Real political power for Hispanics was at least a decade away, he thought. They needed to produce candidates who were not simply identified with ethnic issues, candidates who could addresss a much broader constituency.

“The whole thing is about hope,” Haro said, with intensity. “If you give me some hope, I’ll bust my ass for you. I’m not impatient because we’re not in the top positions. I’m impatient because we’re not in the
bottom
positions. The pyramid is not being built.” He paused for a minute. “With all the immigrant-bashing that’s going on, every Hispanic politician has to stand up. The debate is just not rational.”

When the waitress brought our check, I mentioned to Haro that I would soon be in Mexico, my journey ended at last, and his entire demeanor changed. His jaw no longer seemed so set, and the discipline and the intensity dropped away. He looked as though he were
ready to jump in the car and go with me. He had some happy memories, all right.

He took my pen and wrote in my notebook “Hotel El Rosa,” where the swimming pool was spectacular. He wrote “Rey Sol,” where the French food was exquisite. He wrote “Puerto Nuevo,” a little town known for serving lobster. You wrapped the lobster in a tortilla with some beans, some rice, and some salsa.

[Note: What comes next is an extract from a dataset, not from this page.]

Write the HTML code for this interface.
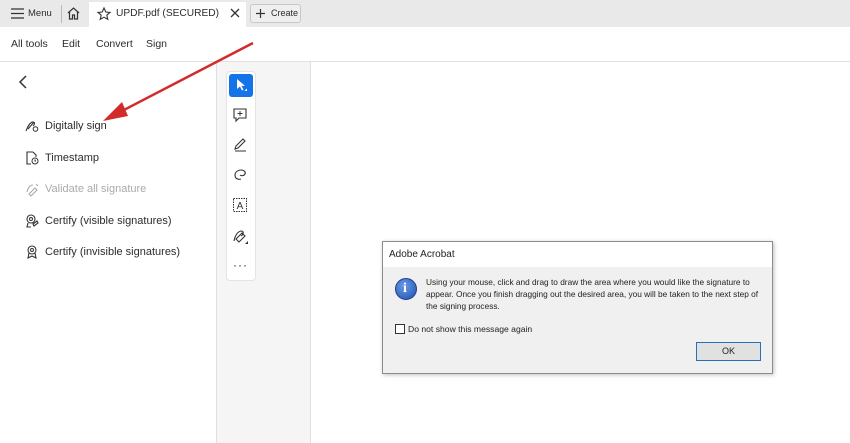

“You wait until you get in that swimming pool,” Haro said, with a big grin, all thoughts of politics fled. “You’ll never want to get out.”

U
P THE COAST
in San Diego County, in Carlsbad, some Mixtec Indians from Oaxaca were camped in a dry streambed, below the strawberry fields where they worked. Roberto Martinez took me there to meet them. He was the regional director of American Friends Service Committee in San Diego and kept a record of the abuses that were heaped on migrant laborers.

Martinez was a chunky man who complained about being desk-bound. He preferred to be out in the open air. He drove north on Interstate 5 along the curve of the ocean. On every leveled ridge, in all directions, a monotony of newer subdivisions, Quail Ridge and Huntington Gate and Senterra Elite, looked out toward the Gulf of Santa Catalina.